To get started with frame-based design, see Design Frame-Based Algorithms.
Pixel-Streaming Design
When you first develop your vision algorithm, using frame-based video data enables you to develop and debug your algorithm faster than using pixel-streaming data. You can verify your algorithm quickly without the constraints of hardware. However, due to resource constraints, hardware video processing designs operate on pixel-streaming data. Use blocks from Vision HDL Toolbox™ libraries to build a pixel-streaming algorithm that you can target to the FPGA user logic section of the reference design. These blocks have a standard interface that includes streaming pixel data and a control signal bus. You can use Vision HDL Toolbox blocks to convert between framed and streaming video data.
Your pixel-streaming design can include an interface to external memory for a frame buffer or random read and write access by using an AXI manager interface. The frame buffer interface is only supported when you use an HDMI FMC card.
To get started with pixel-streaming design, see Design Pixel-Streaming Algorithms for Hardware Targeting.
FPGA Targeting
After you have a pixel-streaming model that meets your requirements, you can generate HDL code from your model and prototype the design on the Zynq device. By running all or part of your code on the hardware, you speed up simulation of your video processing system and can verify the behavior of the system on real hardware.
When you use an FMC-HDMI card, your generated HDL code can use the Vision HDL Toolbox custom pixel-streaming interface or an AXI4-Stream Video interface. When you use a MIPI FMC card, the generated HDL coder uses the AXI4-Stream Video interface.
The targeted design must not modify the frame size or color format of the video stream. The reference design expects output data in the same format as the input data. The targeting step maps the external memory interface model to the physical memory interface on the board.
After FPGA targeting, you can capture the live output frames from the FPGA user logic back to Simulink for further processing and analysis. When you use an FMC-HDMI card, you can also view the output on an HDMI device connected to your board. Using the generated hardware interface model, you can control the video capture options and read and write AXI-Lite ports on the FPGA user logic from Simulink during simulation.

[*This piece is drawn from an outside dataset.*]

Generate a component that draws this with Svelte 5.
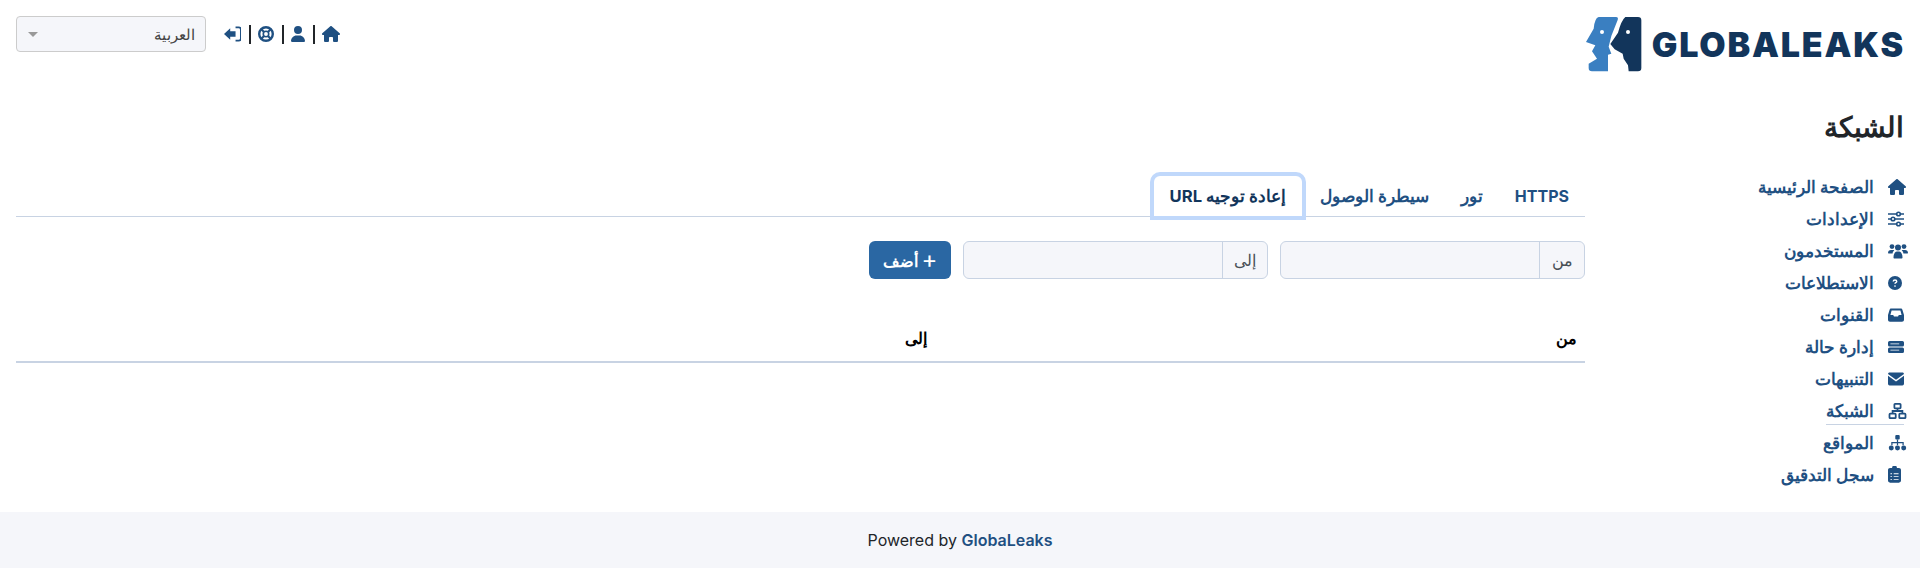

This step requires the HDL Coder™ product and the HDL Coder Support Package for Xilinx® FPGA and SoC Devices, as well as Xilinx Vivado® software.
To learn more about FPGA targeting, see Target FPGA on Zynq Hardware and Models Generated from FPGA Targeting.
ARM Processor Targeting
You can create a model for software targeting using the default FPGA design loaded at setup, or you can customize the FPGA logic and modify the generated software interface model. With an HDMI FMC card, use the Video Capture HDMI block to route the video from the FPGA into the ARM® processor or to control the data path in the FPGA. With a MIPI FMC card, use the Video Capture MIPI block. You can design an algorithm for software targeting to the Zynq hardware, including external mode, processor-in-the-loop simulation, and full deployment.
The software interface model is generated by the HDL Workflow Advisor after you load custom logic to the FPGA. This model provides data path control and an interface to any AXI-Lite ports you defined on your FPGA targeted subsystem. You can generate ARM code from this model that drives or responds to the AXI-Lite ports on the FPGA user logic. You can deploy this code on the board to run along with the FPGA user logic.
This step requires Embedded Coder® and Embedded Coder Support Package for AMD SoC Devices.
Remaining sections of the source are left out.